Hire-to-buy and rent-to-own. Odoo Rental doesn’t natively model the buy-out clause where part of paid rent converts to equity in the asset on the customer’s books. It can be approximated with credit notes and revenue reclassification, but the accounting gets messy at audit. For real rent-to-own operators we recommend a separate contract in Odoo Subscriptions with the buy-out journal pre-modelled by your accountant.

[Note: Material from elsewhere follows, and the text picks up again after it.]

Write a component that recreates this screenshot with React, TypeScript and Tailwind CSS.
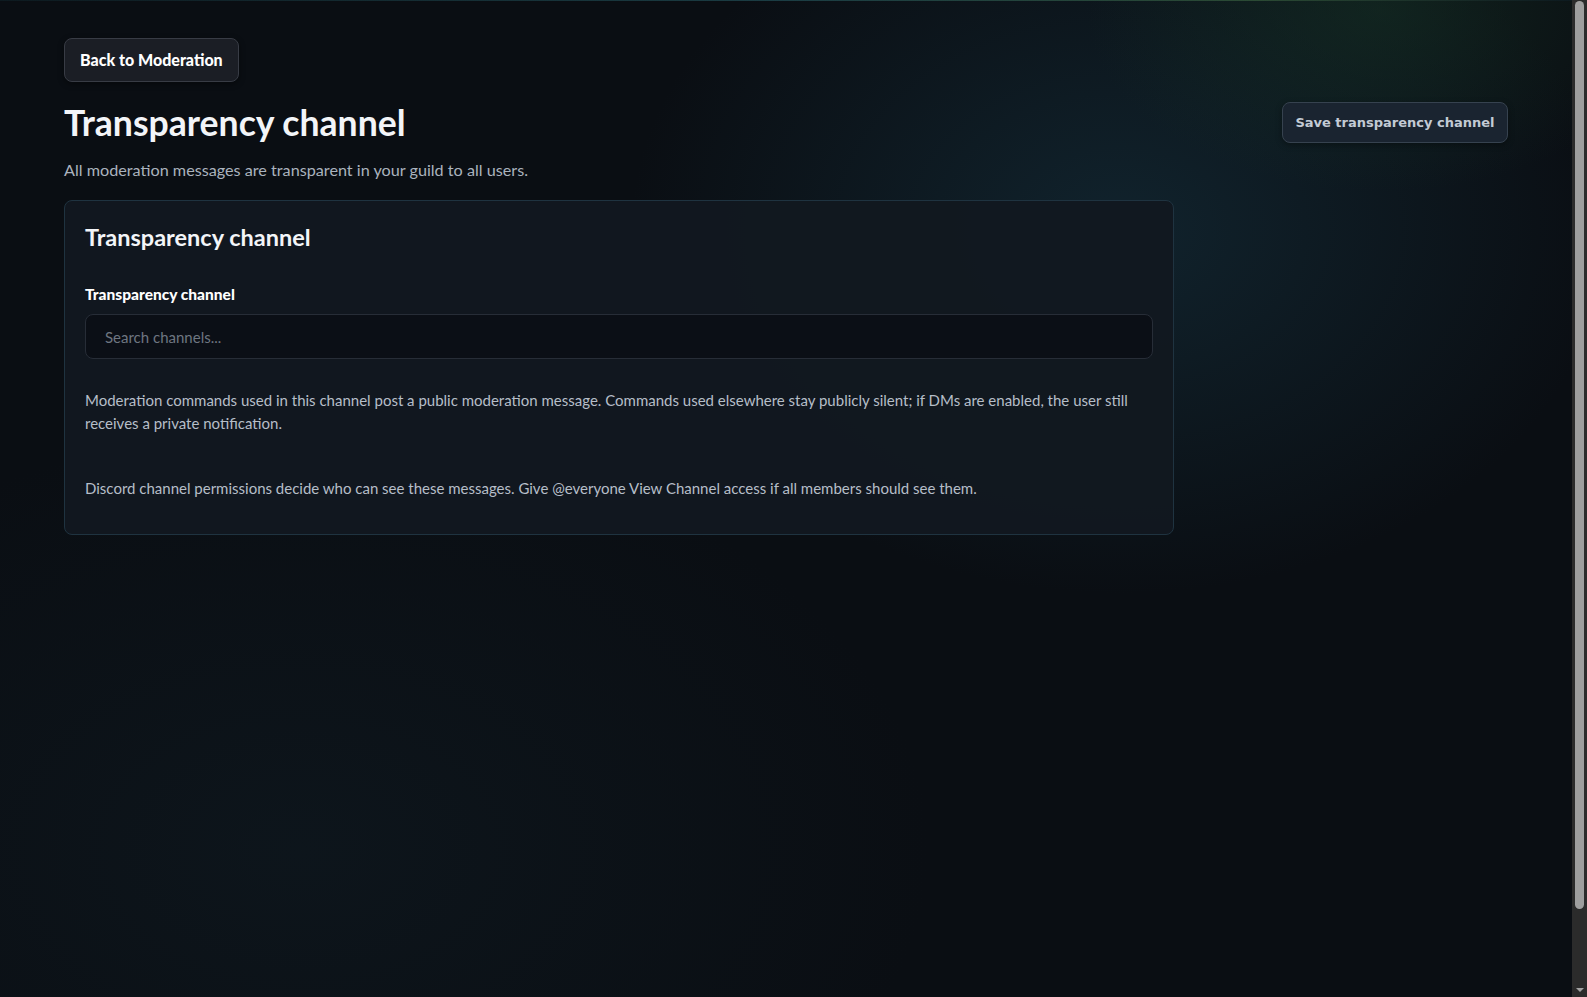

The right way to scope this

Walk us through a typical week in the yard — the contracts going out, the kit that’s overdue, the disputed bonds — and we’ll show you which Odoo configuration handles which pain point and how it lands inside our four-phase implementation method. If your hire business also runs service work, the recurring service jobs playbook covers the field-service half. When you’re ready, book a discovery call.

Frequently asked.

Does Odoo have a dedicated rental module?

Yes. Odoo Rental is a first-party application that turns a sales order into a time-bounded hire contract with pickup and return dates, Gantt-view scheduling, deposit handling, and a return inspection. It's included in the Odoo Enterprise licence at no extra cost and sits inside the same database as Sales, Inventory and Accounting.

Is Odoo Rental suitable for Australian equipment hire businesses?

Yes, particularly for mining-services, scaffolding, audio-visual and party hire. The Australian localisation handles 10% GST on hire fees, posts deposits to a bond liability account, and generates BAS-ready tax invoices. The native Sign module captures hire agreements that satisfy most Australian product-liability insurers.

How does Odoo Rental handle deposits and bonds under Australian GST rules?

Deposits are recorded as a downpayment on the sales order and posted to a liability account separate from revenue. GST is not charged on a refundable bond until it converts to revenue (a damage charge or forfeit), at which point Odoo journals the conversion and the 10% GST is captured in the next BAS.

Can Odoo Rental schedule rental orders on a Gantt chart?

Yes. The Gantt scheduler shows every rentable unit as a row and every confirmed contract as a bar. Conflicts highlight in red and bars can be dragged to reschedule, with the quote re-pricing automatically. For yards with 40 or more rentable units, it replaces the spreadsheet roster most operators run today.

What's the difference between Odoo Rental and Odoo Subscriptions?

Rental is for time-bounded use of a physical asset that returns to your yard — a generator, marquee or scaffold lift. Subscriptions is for recurring billing of an intangible service or licence that doesn't have a return event. Use Rental for equipment hire and Subscriptions for retainer billing, software resale or recurring services.

How much does an Odoo Rental implementation cost in Australia?

A focused Rental implementation for a small-to-mid hire business typically runs $20,000–$45,000 AUD, including chart of accounts, tariff configuration, Gantt setup, Sign templates and training. Larger yards with Field Service integration and complex kit products usually sit between $45,000 and $90,000. Licensing is around $34 AUD per user per month.